======== SOURCE EXCERPT ========

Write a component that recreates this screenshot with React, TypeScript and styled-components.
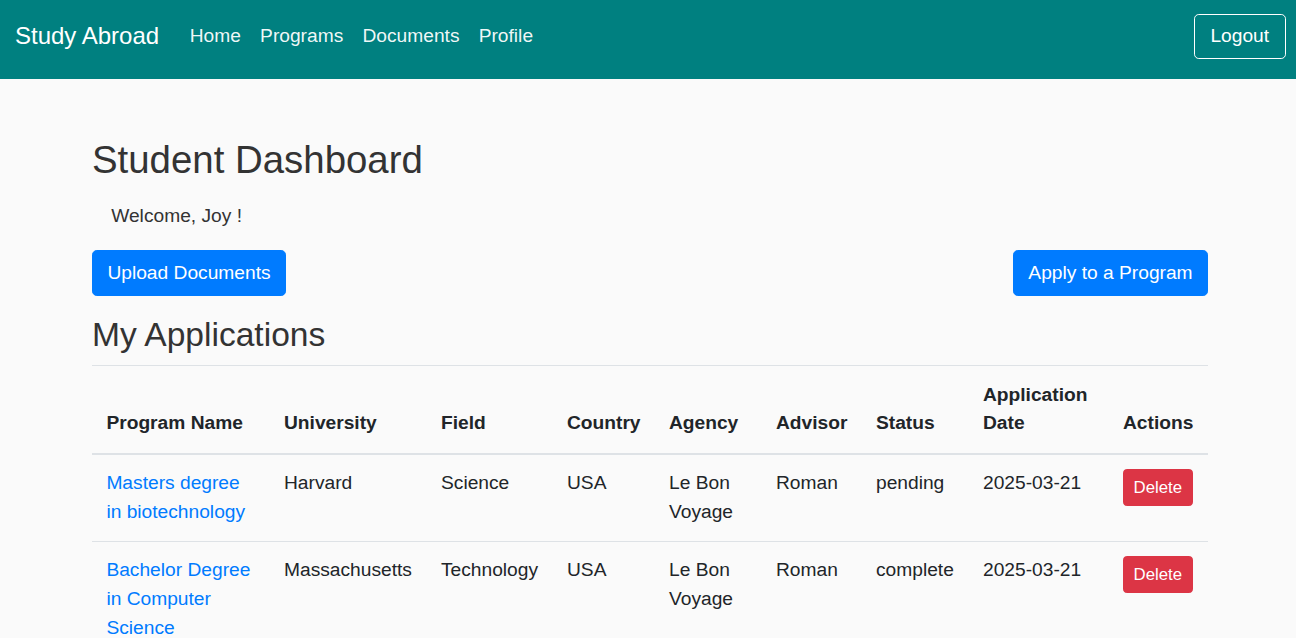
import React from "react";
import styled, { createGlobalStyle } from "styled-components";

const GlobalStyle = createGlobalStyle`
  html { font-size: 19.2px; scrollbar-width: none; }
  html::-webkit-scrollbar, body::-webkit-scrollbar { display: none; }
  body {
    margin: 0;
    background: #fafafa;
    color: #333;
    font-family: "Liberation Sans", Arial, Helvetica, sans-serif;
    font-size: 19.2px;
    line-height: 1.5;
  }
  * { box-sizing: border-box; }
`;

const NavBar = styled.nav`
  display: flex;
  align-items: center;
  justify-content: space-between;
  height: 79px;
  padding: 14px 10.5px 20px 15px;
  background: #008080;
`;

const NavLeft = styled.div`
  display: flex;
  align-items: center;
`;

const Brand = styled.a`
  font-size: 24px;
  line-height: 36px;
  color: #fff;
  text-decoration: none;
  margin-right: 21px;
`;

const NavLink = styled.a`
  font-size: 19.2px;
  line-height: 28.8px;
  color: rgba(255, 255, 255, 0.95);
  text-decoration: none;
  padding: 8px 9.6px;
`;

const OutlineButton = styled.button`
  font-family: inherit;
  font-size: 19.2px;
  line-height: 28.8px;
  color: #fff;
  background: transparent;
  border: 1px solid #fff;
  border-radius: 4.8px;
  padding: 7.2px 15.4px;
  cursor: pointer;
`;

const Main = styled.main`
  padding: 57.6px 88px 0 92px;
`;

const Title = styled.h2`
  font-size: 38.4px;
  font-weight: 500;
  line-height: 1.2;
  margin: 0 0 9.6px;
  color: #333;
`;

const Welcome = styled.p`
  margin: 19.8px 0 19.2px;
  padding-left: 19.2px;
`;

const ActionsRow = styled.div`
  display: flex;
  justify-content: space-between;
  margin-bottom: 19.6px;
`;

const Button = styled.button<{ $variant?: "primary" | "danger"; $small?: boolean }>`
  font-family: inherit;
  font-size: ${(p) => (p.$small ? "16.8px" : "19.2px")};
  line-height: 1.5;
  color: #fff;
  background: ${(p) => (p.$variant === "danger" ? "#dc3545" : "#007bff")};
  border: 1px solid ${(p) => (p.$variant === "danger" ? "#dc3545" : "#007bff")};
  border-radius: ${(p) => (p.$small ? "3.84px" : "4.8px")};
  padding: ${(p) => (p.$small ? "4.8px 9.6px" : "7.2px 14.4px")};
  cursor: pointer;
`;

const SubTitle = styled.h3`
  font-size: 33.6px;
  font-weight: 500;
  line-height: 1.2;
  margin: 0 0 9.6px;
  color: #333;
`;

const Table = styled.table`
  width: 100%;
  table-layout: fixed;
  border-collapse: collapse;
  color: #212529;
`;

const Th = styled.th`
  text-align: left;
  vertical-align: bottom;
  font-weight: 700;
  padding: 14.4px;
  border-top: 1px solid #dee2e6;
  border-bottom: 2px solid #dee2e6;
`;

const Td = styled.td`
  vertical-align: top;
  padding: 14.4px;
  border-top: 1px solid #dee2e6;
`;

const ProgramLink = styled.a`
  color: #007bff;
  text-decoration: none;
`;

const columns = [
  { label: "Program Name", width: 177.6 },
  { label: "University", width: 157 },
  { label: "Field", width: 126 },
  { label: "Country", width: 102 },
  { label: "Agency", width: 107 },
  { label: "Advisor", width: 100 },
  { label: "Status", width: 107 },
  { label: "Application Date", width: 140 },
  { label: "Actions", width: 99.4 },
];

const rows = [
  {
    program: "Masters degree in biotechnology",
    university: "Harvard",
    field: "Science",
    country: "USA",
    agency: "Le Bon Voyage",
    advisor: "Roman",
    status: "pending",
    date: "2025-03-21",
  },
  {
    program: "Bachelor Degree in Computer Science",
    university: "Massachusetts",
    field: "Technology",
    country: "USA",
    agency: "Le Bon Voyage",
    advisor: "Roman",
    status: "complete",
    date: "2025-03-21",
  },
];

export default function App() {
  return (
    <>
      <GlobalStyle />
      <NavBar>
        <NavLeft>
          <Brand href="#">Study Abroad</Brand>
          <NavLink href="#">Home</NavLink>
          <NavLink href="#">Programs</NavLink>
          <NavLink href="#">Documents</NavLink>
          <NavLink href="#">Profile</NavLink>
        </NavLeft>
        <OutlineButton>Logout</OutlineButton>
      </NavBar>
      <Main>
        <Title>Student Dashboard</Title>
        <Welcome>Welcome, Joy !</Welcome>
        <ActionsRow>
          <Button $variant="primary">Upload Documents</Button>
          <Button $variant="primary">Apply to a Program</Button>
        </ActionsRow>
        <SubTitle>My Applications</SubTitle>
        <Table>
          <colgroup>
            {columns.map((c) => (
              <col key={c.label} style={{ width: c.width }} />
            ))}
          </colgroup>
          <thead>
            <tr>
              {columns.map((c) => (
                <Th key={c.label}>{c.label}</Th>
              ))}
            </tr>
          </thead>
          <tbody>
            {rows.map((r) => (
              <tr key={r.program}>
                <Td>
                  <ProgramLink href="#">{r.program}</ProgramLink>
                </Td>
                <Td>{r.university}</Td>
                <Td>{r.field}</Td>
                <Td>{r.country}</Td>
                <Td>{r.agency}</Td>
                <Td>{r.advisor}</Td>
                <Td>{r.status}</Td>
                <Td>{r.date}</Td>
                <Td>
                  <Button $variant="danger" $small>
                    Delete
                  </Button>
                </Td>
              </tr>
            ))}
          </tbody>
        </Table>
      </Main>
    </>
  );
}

========

Copy out all the data exactly; skip the pictures.

Write a component that recreates this screenshot with React, TypeScript and styled-components.
import React from "react";
import styled, { createGlobalStyle } from "styled-components";

const GlobalStyle = createGlobalStyle`
  html { font-size: 19.2px; scrollbar-width: none; }
  html::-webkit-scrollbar, body::-webkit-scrollbar { display: none; }
  body {
    margin: 0;
    background: #fafafa;
    color: #333;
    font-family: "Liberation Sans", Arial, Helvetica, sans-serif;
    font-size: 19.2px;
    line-height: 1.5;
  }
  * { box-sizing: border-box; }
`;

const NavBar = styled.nav`
  display: flex;
  align-items: center;
  justify-content: space-between;
  height: 79px;
  padding: 14px 10.5px 20px 15px;
  background: #008080;
`;

const NavLeft = styled.div`
  display: flex;
  align-items: center;
`;

const Brand = styled.a`
  font-size: 24px;
  line-height: 36px;
  color: #fff;
  text-decoration: none;
  margin-right: 21px;
`;

const NavLink = styled.a`
  font-size: 19.2px;
  line-height: 28.8px;
  color: rgba(255, 255, 255, 0.95);
  text-decoration: none;
  padding: 8px 9.6px;
`;

const OutlineButton = styled.button`
  font-family: inherit;
  font-size: 19.2px;
  line-height: 28.8px;
  color: #fff;
  background: transparent;
  border: 1px solid #fff;
  border-radius: 4.8px;
  padding: 7.2px 15.4px;
  cursor: pointer;
`;

const Main = styled.main`
  padding: 57.6px 88px 0 92px;
`;

const Title = styled.h2`
  font-size: 38.4px;
  font-weight: 500;
  line-height: 1.2;
  margin: 0 0 9.6px;
  color: #333;
`;

const Welcome = styled.p`
  margin: 19.8px 0 19.2px;
  padding-left: 19.2px;
`;

const ActionsRow = styled.div`
  display: flex;
  justify-content: space-between;
  margin-bottom: 19.6px;
`;

const Button = styled.button<{ $variant?: "primary" | "danger"; $small?: boolean }>`
  font-family: inherit;
  font-size: ${(p) => (p.$small ? "16.8px" : "19.2px")};
  line-height: 1.5;
  color: #fff;
  background: ${(p) => (p.$variant === "danger" ? "#dc3545" : "#007bff")};
  border: 1px solid ${(p) => (p.$variant === "danger" ? "#dc3545" : "#007bff")};
  border-radius: ${(p) => (p.$small ? "3.84px" : "4.8px")};
  padding: ${(p) => (p.$small ? "4.8px 9.6px" : "7.2px 14.4px")};
  cursor: pointer;
`;

const SubTitle = styled.h3`
  font-size: 33.6px;
  font-weight: 500;
  line-height: 1.2;
  margin: 0 0 9.6px;
  color: #333;
`;

const Table = styled.table`
  width: 100%;
  table-layout: fixed;
  border-collapse: collapse;
  color: #212529;
`;

const Th = styled.th`
  text-align: left;
  vertical-align: bottom;
  font-weight: 700;
  padding: 14.4px;
  border-top: 1px solid #dee2e6;
  border-bottom: 2px solid #dee2e6;
`;

const Td = styled.td`
  vertical-align: top;
  padding: 14.4px;
  border-top: 1px solid #dee2e6;
`;

const ProgramLink = styled.a`
  color: #007bff;
  text-decoration: none;
`;

const columns = [
  { label: "Program Name", width: 177.6 },
  { label: "University", width: 157 },
  { label: "Field", width: 126 },
  { label: "Country", width: 102 },
  { label: "Agency", width: 107 },
  { label: "Advisor", width: 100 },
  { label: "Status", width: 107 },
  { label: "Application Date", width: 140 },
  { label: "Actions", width: 99.4 },
];

const rows = [
  {
    program: "Masters degree in biotechnology",
    university: "Harvard",
    field: "Science",
    country: "USA",
    agency: "Le Bon Voyage",
    advisor: "Roman",
    status: "pending",
    date: "2025-03-21",
  },
  {
    program: "Bachelor Degree in Computer Science",
    university: "Massachusetts",
    field: "Technology",
    country: "USA",
    agency: "Le Bon Voyage",
    advisor: "Roman",
    status: "complete",
    date: "2025-03-21",
  },
];

export default function App() {
  return (
    <>
      <GlobalStyle />
      <NavBar>
        <NavLeft>
          <Brand href="#">Study Abroad</Brand>
          <NavLink href="#">Home</NavLink>
          <NavLink href="#">Programs</NavLink>
          <NavLink href="#">Documents</NavLink>
          <NavLink href="#">Profile</NavLink>
        </NavLeft>
        <OutlineButton>Logout</OutlineButton>
      </NavBar>
      <Main>
        <Title>Student Dashboard</Title>
        <Welcome>Welcome, Joy !</Welcome>
        <ActionsRow>
          <Button $variant="primary">Upload Documents</Button>
          <Button $variant="primary">Apply to a Program</Button>
        </ActionsRow>
        <SubTitle>My Applications</SubTitle>
        <Table>
          <colgroup>
            {columns.map((c) => (
              <col key={c.label} style={{ width: c.width }} />
            ))}
          </colgroup>
          <thead>
            <tr>
              {columns.map((c) => (
                <Th key={c.label}>{c.label}</Th>
              ))}
            </tr>
          </thead>
          <tbody>
            {rows.map((r) => (
              <tr key={r.program}>
                <Td>
                  <ProgramLink href="#">{r.program}</ProgramLink>
                </Td>
                <Td>{r.university}</Td>
                <Td>{r.field}</Td>
                <Td>{r.country}</Td>
                <Td>{r.agency}</Td>
                <Td>{r.advisor}</Td>
                <Td>{r.status}</Td>
                <Td>{r.date}</Td>
                <Td>
                  <Button $variant="danger" $small>
                    Delete
                  </Button>
                </Td>
              </tr>
            ))}
          </tbody>
        </Table>
      </Main>
    </>
  );
}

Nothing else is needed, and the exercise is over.